Where do i want to send message? I can send messages between processes, using... -Signals! -other ways too (lots of different ways)
classic pattern in concurrency point: used to build compare solution for example: sorting
concurrency pattern: Producer/consumer -two processes P and C -P ‘makes’ things, C’consumes’ them -want to coordinate P and C -P shouldn’t produce too much (C gets too far behind) -C shouldn’t waste tiem waiting for P thinks you stuffing envelope someone is opening, someone is sealing it, someone is stuffing inside the envelope sometimes there would be someone is really slow stuffing, and someone is opening the envelope very fast.
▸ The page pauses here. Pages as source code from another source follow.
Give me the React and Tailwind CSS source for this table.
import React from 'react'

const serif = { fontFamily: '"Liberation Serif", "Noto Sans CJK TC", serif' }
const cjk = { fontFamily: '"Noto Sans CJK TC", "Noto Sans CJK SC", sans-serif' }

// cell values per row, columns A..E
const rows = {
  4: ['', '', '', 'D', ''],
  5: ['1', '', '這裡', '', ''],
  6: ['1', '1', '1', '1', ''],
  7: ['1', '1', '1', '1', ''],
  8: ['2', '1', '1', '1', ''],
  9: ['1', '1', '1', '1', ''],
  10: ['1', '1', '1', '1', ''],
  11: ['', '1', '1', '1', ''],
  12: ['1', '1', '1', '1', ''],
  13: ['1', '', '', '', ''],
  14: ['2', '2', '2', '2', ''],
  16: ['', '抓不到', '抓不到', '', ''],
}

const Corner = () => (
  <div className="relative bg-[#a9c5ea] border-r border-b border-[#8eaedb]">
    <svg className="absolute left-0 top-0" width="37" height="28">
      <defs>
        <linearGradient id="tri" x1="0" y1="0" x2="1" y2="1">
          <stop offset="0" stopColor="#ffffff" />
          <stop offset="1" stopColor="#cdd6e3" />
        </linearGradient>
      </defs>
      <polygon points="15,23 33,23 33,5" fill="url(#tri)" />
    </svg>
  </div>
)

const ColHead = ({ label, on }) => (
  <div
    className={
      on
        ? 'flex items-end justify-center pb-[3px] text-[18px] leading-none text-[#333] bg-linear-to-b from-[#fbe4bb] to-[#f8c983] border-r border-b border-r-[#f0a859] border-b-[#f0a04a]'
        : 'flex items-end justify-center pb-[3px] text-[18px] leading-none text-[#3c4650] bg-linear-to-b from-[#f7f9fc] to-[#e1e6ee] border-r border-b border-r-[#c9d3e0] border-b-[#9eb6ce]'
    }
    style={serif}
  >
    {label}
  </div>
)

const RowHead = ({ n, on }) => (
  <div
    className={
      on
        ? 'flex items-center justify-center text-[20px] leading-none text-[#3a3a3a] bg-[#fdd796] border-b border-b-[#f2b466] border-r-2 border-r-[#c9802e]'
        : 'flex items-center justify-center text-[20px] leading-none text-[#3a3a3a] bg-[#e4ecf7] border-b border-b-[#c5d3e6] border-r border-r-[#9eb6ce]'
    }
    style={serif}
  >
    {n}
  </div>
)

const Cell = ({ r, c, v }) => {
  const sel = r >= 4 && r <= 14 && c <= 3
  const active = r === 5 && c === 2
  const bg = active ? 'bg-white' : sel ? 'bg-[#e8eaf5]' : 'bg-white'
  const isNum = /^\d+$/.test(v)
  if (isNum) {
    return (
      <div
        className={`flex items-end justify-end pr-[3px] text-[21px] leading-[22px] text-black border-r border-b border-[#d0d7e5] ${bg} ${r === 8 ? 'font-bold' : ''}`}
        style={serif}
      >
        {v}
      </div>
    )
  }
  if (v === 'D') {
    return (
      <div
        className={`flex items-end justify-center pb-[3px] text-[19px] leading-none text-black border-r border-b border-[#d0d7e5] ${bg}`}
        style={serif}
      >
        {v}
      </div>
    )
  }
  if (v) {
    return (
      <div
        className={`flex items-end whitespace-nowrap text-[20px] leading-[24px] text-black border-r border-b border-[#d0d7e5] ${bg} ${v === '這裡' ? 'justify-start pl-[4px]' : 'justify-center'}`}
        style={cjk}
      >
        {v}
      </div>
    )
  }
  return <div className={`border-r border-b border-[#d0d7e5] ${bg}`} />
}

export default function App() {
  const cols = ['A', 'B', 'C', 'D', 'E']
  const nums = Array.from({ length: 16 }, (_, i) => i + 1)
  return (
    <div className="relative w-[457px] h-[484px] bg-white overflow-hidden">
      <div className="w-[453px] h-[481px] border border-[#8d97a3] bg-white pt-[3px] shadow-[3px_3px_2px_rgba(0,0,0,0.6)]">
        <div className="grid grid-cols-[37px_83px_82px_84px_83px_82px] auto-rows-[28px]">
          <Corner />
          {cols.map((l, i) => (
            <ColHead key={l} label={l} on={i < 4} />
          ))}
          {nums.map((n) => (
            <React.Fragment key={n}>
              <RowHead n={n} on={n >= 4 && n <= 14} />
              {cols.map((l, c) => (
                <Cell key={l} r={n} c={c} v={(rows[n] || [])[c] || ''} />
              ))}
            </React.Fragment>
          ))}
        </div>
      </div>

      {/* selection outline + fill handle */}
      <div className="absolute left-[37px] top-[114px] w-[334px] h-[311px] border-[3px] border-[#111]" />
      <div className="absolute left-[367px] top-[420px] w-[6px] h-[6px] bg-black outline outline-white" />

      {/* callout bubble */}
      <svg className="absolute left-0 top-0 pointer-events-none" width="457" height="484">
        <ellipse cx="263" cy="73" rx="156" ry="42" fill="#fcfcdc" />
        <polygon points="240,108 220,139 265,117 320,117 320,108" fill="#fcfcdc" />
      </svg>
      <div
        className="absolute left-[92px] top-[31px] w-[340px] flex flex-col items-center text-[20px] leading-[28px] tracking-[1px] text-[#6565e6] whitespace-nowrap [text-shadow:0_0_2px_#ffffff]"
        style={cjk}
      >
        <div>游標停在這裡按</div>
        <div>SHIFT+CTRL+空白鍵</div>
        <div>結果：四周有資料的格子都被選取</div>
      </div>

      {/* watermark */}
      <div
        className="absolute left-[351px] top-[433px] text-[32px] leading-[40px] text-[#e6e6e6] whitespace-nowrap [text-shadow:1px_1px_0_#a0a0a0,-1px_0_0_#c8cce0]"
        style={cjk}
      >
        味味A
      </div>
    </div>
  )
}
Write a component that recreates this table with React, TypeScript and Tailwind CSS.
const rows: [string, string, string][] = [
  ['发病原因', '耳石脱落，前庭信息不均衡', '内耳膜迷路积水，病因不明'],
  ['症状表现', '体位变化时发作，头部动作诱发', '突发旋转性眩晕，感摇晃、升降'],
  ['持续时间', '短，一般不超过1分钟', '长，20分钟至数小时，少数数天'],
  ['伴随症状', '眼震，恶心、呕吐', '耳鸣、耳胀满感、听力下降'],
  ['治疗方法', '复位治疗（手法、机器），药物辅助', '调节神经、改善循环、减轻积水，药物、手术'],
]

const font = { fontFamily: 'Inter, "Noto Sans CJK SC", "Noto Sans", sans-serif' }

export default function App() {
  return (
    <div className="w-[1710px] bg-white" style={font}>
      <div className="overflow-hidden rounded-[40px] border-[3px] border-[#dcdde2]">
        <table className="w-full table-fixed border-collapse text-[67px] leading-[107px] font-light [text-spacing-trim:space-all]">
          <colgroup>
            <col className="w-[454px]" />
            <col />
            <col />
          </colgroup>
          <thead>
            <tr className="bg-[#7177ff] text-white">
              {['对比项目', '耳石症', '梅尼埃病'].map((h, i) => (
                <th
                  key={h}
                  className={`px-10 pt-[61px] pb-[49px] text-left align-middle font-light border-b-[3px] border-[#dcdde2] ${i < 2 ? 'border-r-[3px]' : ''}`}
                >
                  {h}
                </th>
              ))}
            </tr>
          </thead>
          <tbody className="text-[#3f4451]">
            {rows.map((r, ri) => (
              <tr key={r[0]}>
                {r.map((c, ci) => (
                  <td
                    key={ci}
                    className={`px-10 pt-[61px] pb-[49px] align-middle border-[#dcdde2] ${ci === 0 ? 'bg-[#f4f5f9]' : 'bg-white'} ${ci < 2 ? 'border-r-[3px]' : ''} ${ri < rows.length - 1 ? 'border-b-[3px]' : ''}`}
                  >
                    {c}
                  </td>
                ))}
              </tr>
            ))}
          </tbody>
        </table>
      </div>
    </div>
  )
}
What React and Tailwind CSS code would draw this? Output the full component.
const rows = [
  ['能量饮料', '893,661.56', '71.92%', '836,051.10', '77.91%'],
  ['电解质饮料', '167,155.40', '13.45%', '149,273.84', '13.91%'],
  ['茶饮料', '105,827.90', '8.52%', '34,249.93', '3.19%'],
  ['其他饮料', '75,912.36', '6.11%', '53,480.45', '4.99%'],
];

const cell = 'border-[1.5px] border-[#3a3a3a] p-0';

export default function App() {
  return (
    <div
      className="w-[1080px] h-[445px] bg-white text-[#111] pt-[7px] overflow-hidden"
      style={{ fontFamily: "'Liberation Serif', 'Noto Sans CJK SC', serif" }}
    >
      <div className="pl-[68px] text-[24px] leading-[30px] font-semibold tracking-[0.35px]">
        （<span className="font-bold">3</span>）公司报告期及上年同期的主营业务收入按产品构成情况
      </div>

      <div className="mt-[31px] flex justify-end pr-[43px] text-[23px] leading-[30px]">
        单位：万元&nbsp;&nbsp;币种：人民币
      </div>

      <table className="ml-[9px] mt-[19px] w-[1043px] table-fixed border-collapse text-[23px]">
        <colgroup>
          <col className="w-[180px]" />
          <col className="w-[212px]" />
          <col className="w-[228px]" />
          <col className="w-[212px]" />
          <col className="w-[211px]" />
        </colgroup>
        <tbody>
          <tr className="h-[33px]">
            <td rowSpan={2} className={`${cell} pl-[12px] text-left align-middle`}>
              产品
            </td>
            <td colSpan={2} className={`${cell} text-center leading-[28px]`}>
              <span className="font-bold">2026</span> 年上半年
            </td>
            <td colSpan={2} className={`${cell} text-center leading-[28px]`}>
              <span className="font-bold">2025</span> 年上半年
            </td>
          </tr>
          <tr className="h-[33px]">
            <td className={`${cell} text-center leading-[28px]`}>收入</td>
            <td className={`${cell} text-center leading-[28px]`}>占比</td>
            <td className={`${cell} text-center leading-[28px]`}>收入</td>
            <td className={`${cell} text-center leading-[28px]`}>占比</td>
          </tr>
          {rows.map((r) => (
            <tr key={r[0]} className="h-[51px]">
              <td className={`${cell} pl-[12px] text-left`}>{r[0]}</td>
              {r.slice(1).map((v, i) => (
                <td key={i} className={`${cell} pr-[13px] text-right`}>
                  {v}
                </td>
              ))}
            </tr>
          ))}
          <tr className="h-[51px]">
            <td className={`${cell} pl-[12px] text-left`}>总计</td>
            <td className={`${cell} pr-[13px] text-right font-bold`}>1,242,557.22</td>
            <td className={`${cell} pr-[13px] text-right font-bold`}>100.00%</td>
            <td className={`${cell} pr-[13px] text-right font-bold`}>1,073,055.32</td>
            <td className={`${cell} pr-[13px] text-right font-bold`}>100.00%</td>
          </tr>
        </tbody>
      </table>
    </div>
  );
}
Or there are too much paper to make envelopes, which is kind of wastes.
we want a signal say: hey hold on, when you get to some point, just stop, let other people catchup, or switch job.
-shared circular buffer for string output of P and input of C -when buffer is empty, c should sleep? -when the buffer is full, P should sleep? (solution is suprising tricky) what happen if the consumer is sleeping, the producer wake them up? don’t corrupt the buffer? how to you minimize the cost? Anil will talk about this next time.
producer consumer in real life: ‘ls | more ‘ pipe is producer, consumer, one process producer, other is consumer, there is a buffer between this two things. kernel maintain this buffer. How does it handle the coordination? consumer read from the buffer (stdin, stdout), kernel knows it and implement it.